Exploring business opportunities should also take place.

Such partnerships would allow Thailand to cash in on the region's liberalisation in terms of trade and investment, they said.

Dr Ekniti Nitithanprapas, director-general of the Finance Ministry's State Enterprise Policy Committee, said economists believed that Thailand's business sector would benefit by more companies expanding into the CLMV, which had a combined population of 170 million.

The countries have young and energetic demographics with growing incomes, he said.

"Thailand and the CLMV will be able to join hands in terms of resource allocation. Thailand needs to import energy and labour from the CLMV," he said.

"However, we will be able to exchange those natural resources with know-how and technologies, especially in the manufacturing sector."

Ekniti was named the Rising Star Economist in 2009 by the Thammasat Economics Association.

"The Thai business sector can use the CLMV as its springboard in expanding trade and exports into other markets around the world, especially in the EU, which has a GSP privilege [generalised system of preferences] with the CLMV."

Ekniti said the EU had terminated its GSP with Thailand because it deemed the Kingdom to be an upper middle-income country.

Private companies, therefore, should expand their investment into the CLMV to enjoy the GSP privilege in exporting products to Europe.

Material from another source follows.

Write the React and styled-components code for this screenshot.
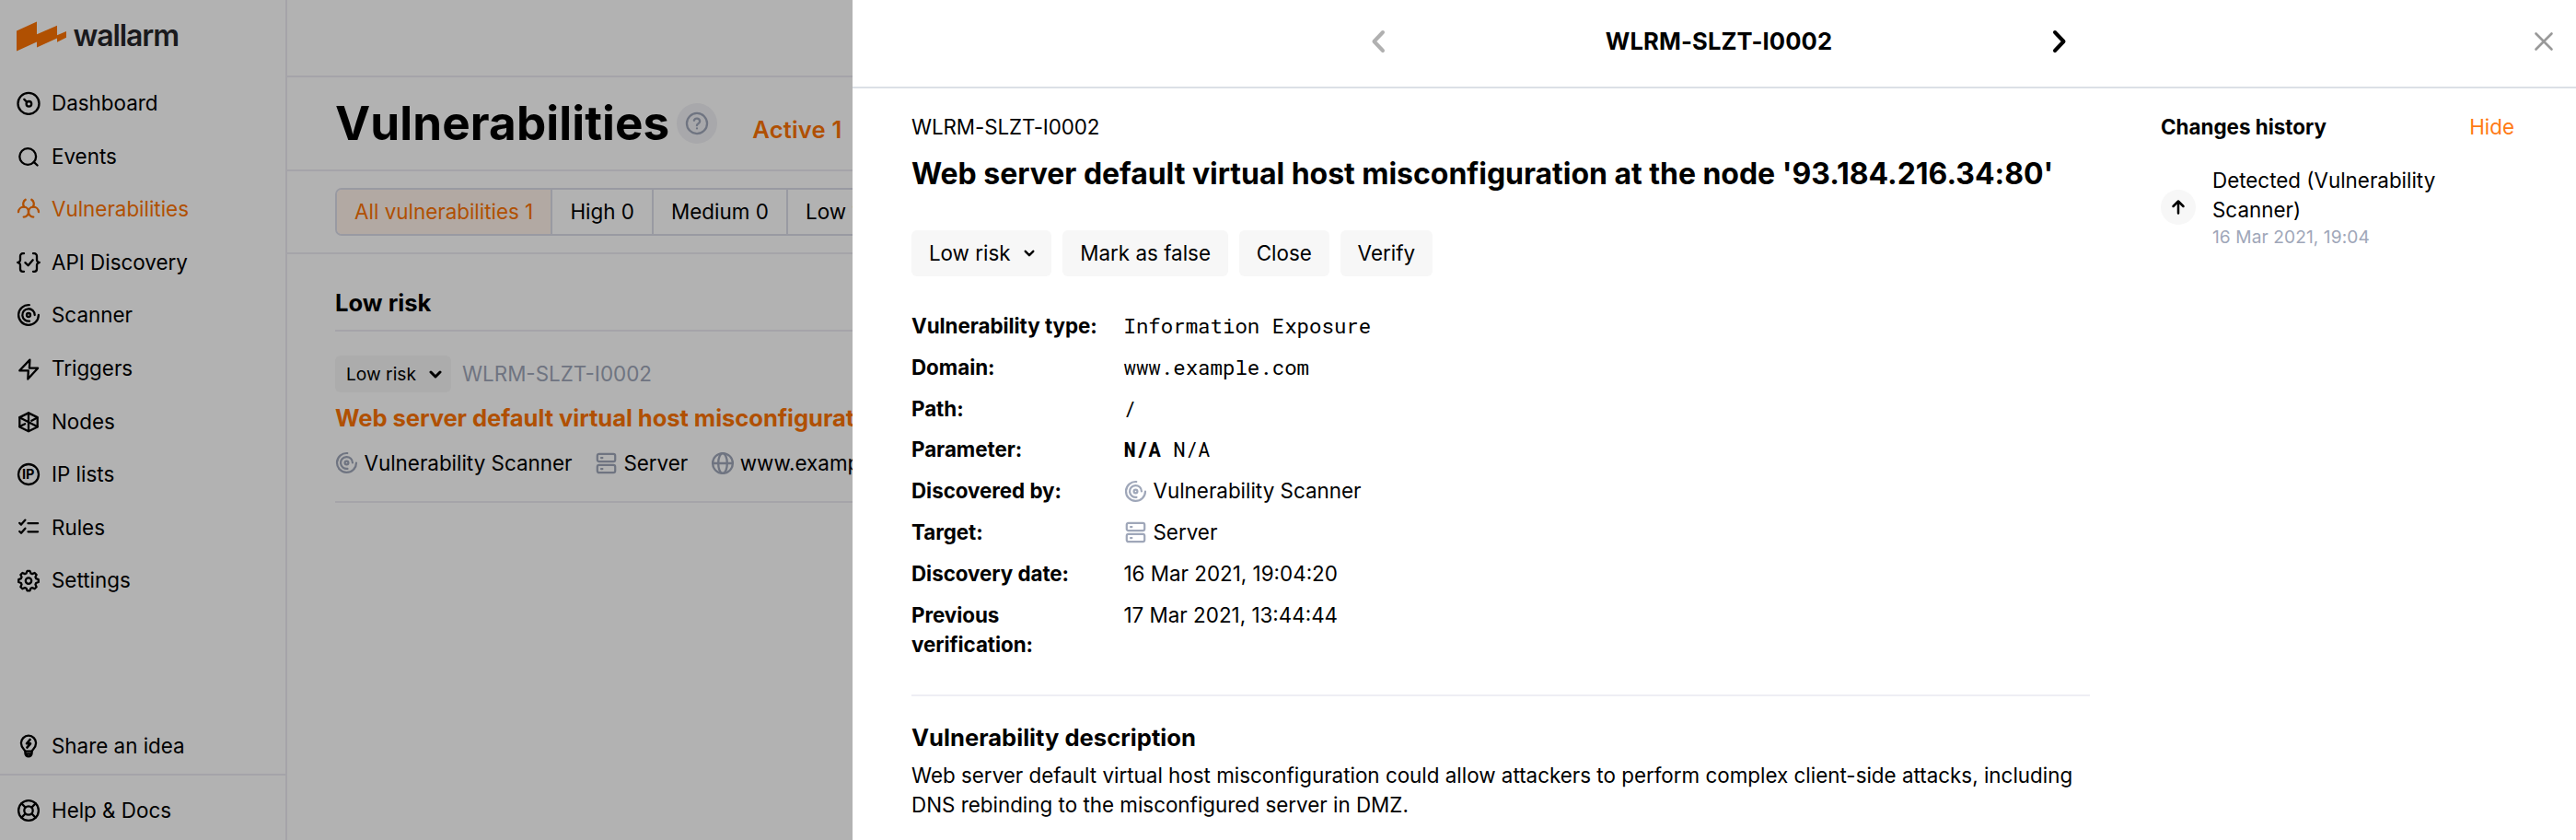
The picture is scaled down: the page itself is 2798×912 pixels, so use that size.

Dr Kirida Bhaopichitr, research director at Thailand Development Research Institute, said that with more advanced know-how and technology, many service operators in Thailand would be able to explore business opportunities in the CLMV, especially in logistics and medical services, tourism, trade, banking and finance and insurance.

Dr Kirida was the Rising Star Economist for 2010.

Dr Sakon Varanyuwatana, dean of the Faculty of Economics at Thammasat University, said Thailand's close geographic location to CLMV countries meant goods and services flowed between the nations more easily.

"The opening of the CLMV will allow Thailand to transfer know-how and technology, especially manufacturing, to those business partners in CLMV," Sakon said.

"The move will allow Thailand to move away from the middle-income trap by upgrading the country into a new economic and investment level by focusing on more advance technology and innovation."

Sakon said the Thammasat Economics Association would host the "Thailand's Economic Outlook 2016" forum on November 12 at the Crystal Ballroom at Plaza Athenee Bangkok.

Under the topic "Thailand's Strategy: Prospering with CLMV", Sakon said the forum would include issues that served the interests of Thai and foreign businesspeople who wanted to be informed about the future direction of the Thai economy and strategic partnerships with CLMV nations to better tap regional liberalisation.